Now that Hanukkah and Christmas are over until another year and we are wishing "Happy New Year" to everyone we see, when is, or when was, the proper time to take down holiday decorations? There are several answers to this question, depending on what one means by "holiday" decorations.
If you are a commercial business with no thought of the religious meaning of "holiday," you probably have already taken down your holiday decorations and perhaps been replacing them with the red hearts of Valentine's Day. Or, even if you are not a commercial business but still give little thought to the religious significance of the so-called holiday season, thinking more in general terms about the excitement and celebrations leading up to Christmas and ending on New Year's Day, you may well have already taken down your holiday decorations or soon will. But if you think of the holiday season in religious terms, when you take down your holiday decorations depends on which holiday, or more correctly which "holy" day, you have been celebrating. Let me explain what I mean.

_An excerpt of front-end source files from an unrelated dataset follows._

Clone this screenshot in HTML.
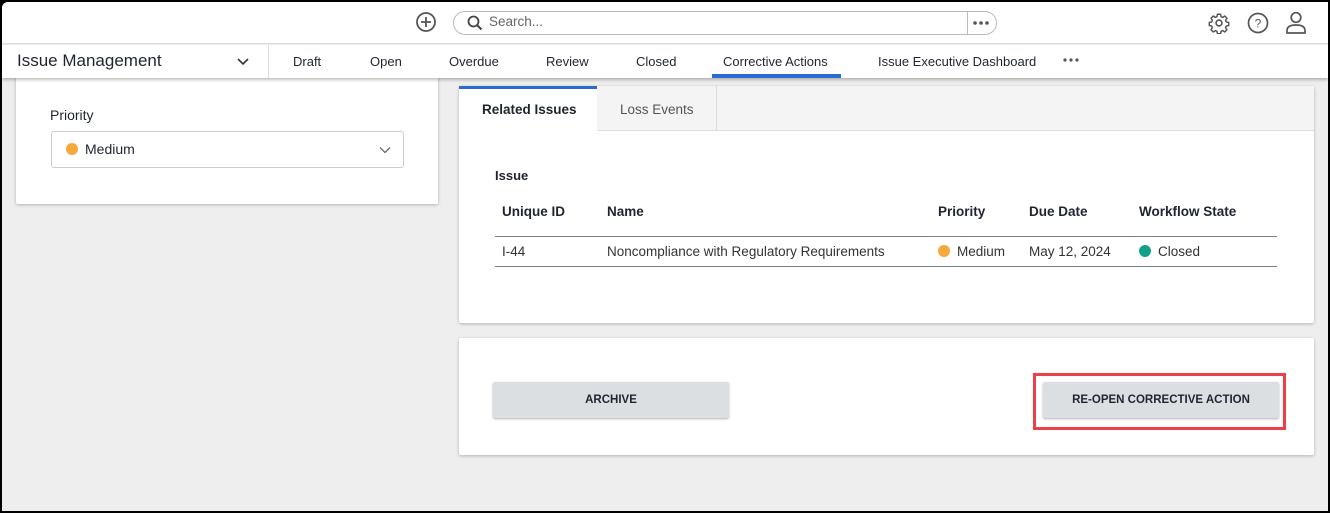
<!DOCTYPE html>
<html><head><style>
*{box-sizing:border-box;margin:0;padding:0}
body{width:1330px;height:513px;overflow:hidden;background:#000;font-family:"Liberation Sans",sans-serif;color:#1f2430;position:relative}
.frame{position:absolute;left:2px;top:2px;width:1326px;height:509px;background:#eeeeee;border-radius:6px 0 0 0;overflow:hidden}
.hdr{position:absolute;left:0;top:0;width:100%;height:42px;background:#fff;border-bottom:1px solid #ddd}
.nav{position:absolute;left:0;top:43px;width:100%;height:33px;background:#fff;box-shadow:0 2px 3px rgba(0,0,0,.25);z-index:5}
.nav span{position:absolute;top:9px;font-size:13px;color:#1f2430}
.abs{position:absolute}
.card{position:absolute;background:#fff;box-shadow:0 1px 3px rgba(0,0,0,.25);border-radius:2px}
.t{position:absolute;font-size:14px;white-space:nowrap}
.btn{position:absolute;background:#dcdfe2;border-radius:2px;box-shadow:0 1px 2px rgba(0,0,0,.3);font-size:11.5px;font-weight:bold;text-align:center;line-height:36px;color:#1f2430}
.dot{display:inline-block;width:12px;height:12px;border-radius:50%;vertical-align:-1px;margin-right:7px}
</style></head><body>
<div class="frame">
<div class="hdr">
 <svg class="abs" style="left:413px;top:9px" width="22" height="22" viewBox="0 0 22 22"><circle cx="11" cy="11" r="9" fill="none" stroke="#555" stroke-width="1.8"/><path d="M11 6v10M6 11h10" stroke="#555" stroke-width="1.8"/></svg>
 <div class="abs" style="left:451px;top:9px;width:544px;height:24px;border:1px solid #bbb;border-radius:12px"></div>
 <div class="abs" style="left:965px;top:10px;width:1px;height:22px;background:#bbb"></div>
 <svg class="abs" style="left:465px;top:13px" width="16" height="16" viewBox="0 0 16 16"><circle cx="6.5" cy="6.5" r="5" fill="none" stroke="#444" stroke-width="1.8"/><path d="M10 10l4.5 4.5" stroke="#444" stroke-width="2"/></svg>
 <span class="t" style="left:487px;top:12px;color:#666;font-size:13.5px">Search...</span>
 <svg class="abs" style="left:970px;top:18px" width="18" height="6" viewBox="0 0 18 6"><circle cx="3" cy="3" r="1.8" fill="#555"/><circle cx="9" cy="3" r="1.8" fill="#555"/><circle cx="15" cy="3" r="1.8" fill="#555"/></svg>
 <svg class="abs" style="left:1206px;top:10px" width="22" height="22" viewBox="0 0 24 24"><circle cx="12" cy="12" r="3.2" fill="none" stroke="#555" stroke-width="1.7"/><path d="M10.3 2.5h3.4l.5 2.6 1.9.8 2.2-1.5 2.4 2.4-1.5 2.2.8 1.9 2.6.5v3.4l-2.6.5-.8 1.9 1.5 2.2-2.4 2.4-2.2-1.5-1.9.8-.5 2.6h-3.4l-.5-2.6-1.9-.8-2.2 1.5-2.4-2.4 1.5-2.2-.8-1.9-2.6-.5v-3.4l2.6-.5.8-1.9-1.5-2.2 2.4-2.4 2.2 1.5 1.9-.8z" fill="none" stroke="#555" stroke-width="1.6" stroke-linejoin="round"/></svg>
 <svg class="abs" style="left:1245px;top:10px" width="22" height="22" viewBox="0 0 22 22"><circle cx="11" cy="11" r="9.5" fill="none" stroke="#555" stroke-width="1.7"/><text x="11" y="15.5" font-size="12" font-family="Liberation Sans" text-anchor="middle" fill="#555">?</text></svg>
 <svg class="abs" style="left:1283px;top:9px" width="22" height="24" viewBox="0 0 22 24"><circle cx="11" cy="6.5" r="4.8" fill="none" stroke="#555" stroke-width="1.7"/><path d="M2 22v-2.5c0-3.5 3-5.5 9-5.5s9 2 9 5.5V22z" fill="none" stroke="#555" stroke-width="1.7"/></svg>
</div>
<div class="nav">
 <span style="left:15px;top:6px;font-size:17px">Issue Management</span>
 <svg class="abs" style="left:234px;top:12px" width="14" height="10" viewBox="0 0 14 10"><path d="M2 2l5 5 5-5" fill="none" stroke="#333" stroke-width="1.6"/></svg>
 <div class="abs" style="left:266px;top:0;width:1px;height:33px;background:#ddd"></div>
 <span style="left:291px">Draft</span><span style="left:368px">Open</span><span style="left:447px">Overdue</span><span style="left:544px">Review</span><span style="left:634px">Closed</span>
 <span style="left:721px">Corrective Actions</span>
 <div class="abs" style="left:710px;top:29px;width:129px;height:4px;background:#2a6bd0"></div>
 <span style="left:876px">Issue Executive Dashboard</span>
 <svg class="abs" style="left:1060px;top:12px" width="18" height="6" viewBox="0 0 18 6"><circle cx="3" cy="3" r="1.6" fill="#555"/><circle cx="9" cy="3" r="1.6" fill="#555"/><circle cx="15" cy="3" r="1.6" fill="#555"/></svg>
</div>
<div class="card" style="left:14px;top:60px;width:422px;height:142px">
 <div class="abs" style="left:20px;top:0;width:368px;height:16px;border:1px solid #ccc;border-top:none;border-radius:0 0 3px 3px"></div>
 <span class="t" style="left:34px;top:45px">Priority</span>
 <div class="abs" style="left:35px;top:69px;width:353px;height:37px;border:1px solid #ccc;border-radius:3px"></div>
 <span class="t" style="left:50px;top:79px"><span class="dot" style="background:#f5a93b"></span>Medium</span>
 <svg class="abs" style="left:363px;top:84px" width="12" height="8" viewBox="0 0 12 8"><path d="M1 1.5l5 5 5-5" fill="none" stroke="#666" stroke-width="1.3"/></svg>
</div>
<div class="card" style="left:457px;top:84px;width:855px;height:237px">
 <div class="abs" style="left:0;top:0;width:855px;height:45px;background:#f4f4f5;border-bottom:1px solid #ddd"></div>
 <div class="abs" style="left:0;top:0;width:138px;height:46px;background:#fff;border-top:3px solid #2a6bd0"></div>
 <div class="abs" style="left:257px;top:0;width:1px;height:45px;background:#ddd"></div>
 <span class="t" style="left:23px;top:16px;font-weight:bold;font-size:13.5px">Related Issues</span>
 <span class="t" style="left:161px;top:16px;color:#555;font-size:13.5px">Loss Events</span>
 <span class="t" style="left:36px;top:82px;font-weight:bold;font-size:13px">Issue</span>
 <span class="t" style="left:43px;top:118px;font-weight:bold;font-size:13.5px">Unique ID</span>
 <span class="t" style="left:148px;top:118px;font-weight:bold;font-size:13.5px">Name</span>
 <span class="t" style="left:479px;top:118px;font-weight:bold;font-size:13.5px">Priority</span>
 <span class="t" style="left:570px;top:118px;font-weight:bold;font-size:13.5px">Due Date</span>
 <span class="t" style="left:680px;top:118px;font-weight:bold;font-size:13.5px">Workflow State</span>
 <div class="abs" style="left:36px;top:150px;width:782px;height:1px;background:#7a8089"></div>
 <span class="t" style="left:43px;top:158px;color:#333;font-size:13.5px">I-44</span>
 <span class="t" style="left:148px;top:158px;color:#333;font-size:13.5px">Noncompliance with Regulatory Requirements</span>
 <span class="t" style="left:479px;top:158px;color:#333;font-size:13.5px"><span class="dot" style="background:#f5a93b"></span>Medium</span>
 <span class="t" style="left:570px;top:158px;color:#333;font-size:13.5px">May 12, 2024</span>
 <span class="t" style="left:680px;top:158px;color:#333;font-size:13.5px"><span class="dot" style="background:#13a08a"></span>Closed</span>
 <div class="abs" style="left:36px;top:180px;width:782px;height:1px;background:#7a8089"></div>
</div>
<div class="card" style="left:457px;top:336px;width:855px;height:117px">
 <div class="btn" style="left:34px;top:44px;width:236px;height:36px">ARCHIVE</div>
 <div class="btn" style="left:584px;top:44px;width:236px;height:36px">RE-OPEN CORRECTIVE ACTION</div>
 <div class="abs" style="left:574px;top:35px;width:253px;height:57px;border:3px solid #ec4049"></div>
</div>
</div>
</body></html>
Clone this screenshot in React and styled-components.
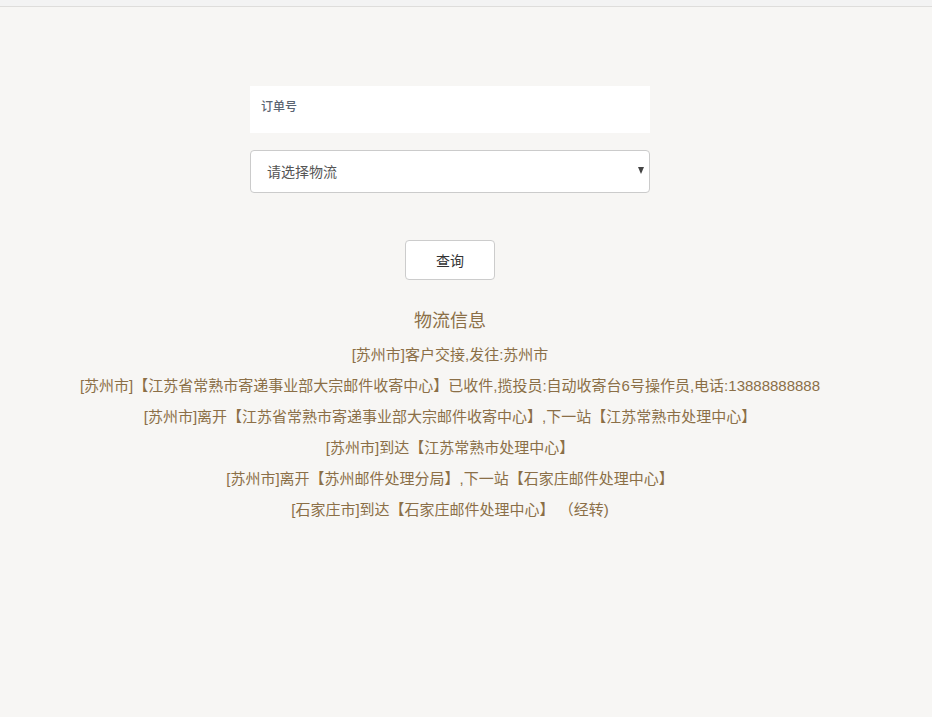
import React from 'react';
import styled, { createGlobalStyle } from 'styled-components';

const GlobalStyle = createGlobalStyle`
  html, body {
    margin: 0;
    padding: 0;
    background: #f7f6f4;
    font-family: "Noto Sans CJK SC", "Liberation Sans", sans-serif;
  }
  body {
    min-height: 717px;
  }
`;

const TopStrip = styled.div`
  height: 6px;
  background: #f3f3f3;
  border-bottom: 1px solid #dedddb;
`;

const Page = styled.div`
  width: 900px;
  display: flex;
  flex-direction: column;
  align-items: center;
  padding-top: 79px;
`;

const Form = styled.form`
  width: 400px;
  display: flex;
  flex-direction: column;
  align-items: center;
`;

const OrderInput = styled.input`
  box-sizing: border-box;
  width: 400px;
  height: 47px;
  border: none;
  outline: none;
  background: #fff;
  padding: 0 11px 8px;
  font-family: inherit;
  font-size: 12px;
  color: #333;
  &::placeholder {
    color: #5b6472;
    font-weight: 500;
  }
`;

const SelectWrap = styled.div`
  position: relative;
  width: 400px;
  margin-top: 17px;
`;

const Select = styled.select`
  box-sizing: border-box;
  width: 100%;
  height: 43px;
  appearance: none;
  border: 1px solid #cbcbcb;
  border-radius: 4px;
  background: #fff;
  padding: 0 16px 2px;
  font-family: inherit;
  font-size: 14px;
  color: #555;
  outline: none;
`;

const Caret = styled.span`
  position: absolute;
  right: 6px;
  top: 17px;
  width: 0;
  height: 0;
  border-left: 3px solid transparent;
  border-right: 3px solid transparent;
  border-top: 7px solid #444;
  pointer-events: none;
`;

const QueryButton = styled.button`
  margin-top: 47px;
  width: 90px;
  height: 40px;
  border: 1px solid #cccccc;
  border-radius: 4px;
  background: #fff;
  font-family: inherit;
  font-size: 14px;
  color: #333;
  cursor: pointer;
`;

const Info = styled.section`
  margin-top: 28px;
  display: flex;
  flex-direction: column;
  align-items: center;
  color: #8b6f47;
  font-family: "Liberation Sans", "Noto Sans CJK SC", sans-serif;
`;

const InfoTitle = styled.h3`
  margin: 0 0 5px;
  font-size: 18px;
  font-weight: 400;
  line-height: 26px;
`;

const Step = styled.p`
  margin: 0;
  font-size: 15px;
  line-height: 31px;
  white-space: pre;
`;

const steps = [
  '[苏州市]客户交接,发往:苏州市',
  '[苏州市]【江苏省常熟市寄递事业部大宗邮件收寄中心】已收件,揽投员:自动收寄台6号操作员,电话:13888888888',
  '[苏州市]离开【江苏省常熟市寄递事业部大宗邮件收寄中心】,下一站【江苏常熟市处理中心】',
  '[苏州市]到达【江苏常熟市处理中心】',
  '[苏州市]离开【苏州邮件处理分局】,下一站【石家庄邮件处理中心】',
  '[石家庄市]到达【石家庄邮件处理中心】 （经转)',
];

const App = () => (
  <>
    <GlobalStyle />
    <TopStrip />
    <Page>
      <Form onSubmit={e => e.preventDefault()}>
        <OrderInput placeholder="订单号" />
        <SelectWrap>
          <Select defaultValue="">
            <option value="">请选择物流</option>
          </Select>
          <Caret />
        </SelectWrap>
        <QueryButton type="submit">查询</QueryButton>
      </Form>
      <Info>
        <InfoTitle>物流信息</InfoTitle>
        {steps.map(step => (
          <Step key={step}>{step}</Step>
        ))}
      </Info>
    </Page>
  </>
);

export default App;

The word "holiday" is the combination of two Old English words: "holy" and "day." Originally, all "holidays" were "holy" days -- that is, days set aside by the Church to commemorate a religious event. Gradually, the word holiday became a generalized term to be used in referring to any number of days we have come to call holidays. In the United States, for example, we have many so-called holidays, such as Martin Luther King Day, Memorial Day, July 4th and Labor Day, to mention only a few. One may be able to find religious significance to some of these holidays, but they did not originate as "holy" days. Other countries have their own designations of secular holidays. And in many countries one's "vacation" is referred to as one's "holiday."
So what "holy" day(s) you are celebrating, or what your interpretation of that day(s) is, will shed light on when you probably feel most comfortable about taking down your holiday decorations. There are two "holy" days that are relatively close to each other -- the Jewish Hanukkah and the Christian Christmas. In the Western World Christmas is always observed on December 25, but the date of Hanukkah, always an eight-day observance, changes from year to year, and it will always be in November and/or December.
In 2013 Hanukkah started November 27 and ended December 5. So if you were observing Hanukkah, your "holy" day decorations, which historically are considerably less elaborate than Christmas decorations, would probably have been taken down very soon after December 5. In 2014, Hanukkah will be December 16-24, very close to Christmas. But whatever the date of Hanukkah, the decorations will usually be taken down the day after the last day of the Hanukkah observance.
Now turning to Christmas, when the decorations are taken down varies depending on one's interpretation of some Christmas customs. If you adhere to what is referred to as the liturgical calendar or church year, you will take down your Christmas decorations on Epiphany day, the day after the official end of the Christmas season.
For the Roman Catholic Church and for Protestant churches Epiphany is a set date and always falls each year on January 6. In the Western churches, Epiphany originally commemorated the baptism of Jesus and then the marriage feast at Cana. But since the fifth century, Epiphany has become the holy day that commemorates the arrival of the Wise Men or Magi who are portrayed as bringing gifts to Jesus (Matthew 2:1-12). Many people celebrate Epiphany with the giving of gifts. Some people do this in addition to giving gifts on Christmas, and others do this instead of giving Christmas gifts.
The official name for the Christmas season is Christmastide, also known as the twelve days of Christmas. The twelve days of Christmas, or Christmastide, begin on Christmas Eve and end on the evening of January 5, the night before Epiphany day. Many people mistakenly think that the twelve days begin on Christmas day and end of Epiphany day. These twelve days are, of course, the inspiration for the well-known song "The Twelve Days of Christmas."
There are many Christian denominations that pay very little attention to the liturgical calendar or church year as it is frequently referred to and do not observe or celebrate Epiphany. Members of those denominations, for the most part, consider that the Christmas season ends on New Year's Day and take down their Christmas or holiday decorations a few days after Christmas or on New Year's Day, or as soon after as time and weather permit.
Now that Hanukkah, Christmas and New Year's Day are behind us, when is, or when was, the proper time to take down holiday decorations? The correct answer is a personal matter, depending on what "holy day" you have been celebrating and whether or not you belong to a Christian denomination that observes the liturgical calendar. We should, therefore, be respectful of whatever day someone chooses as the correct time to put his or her decorations away for another year.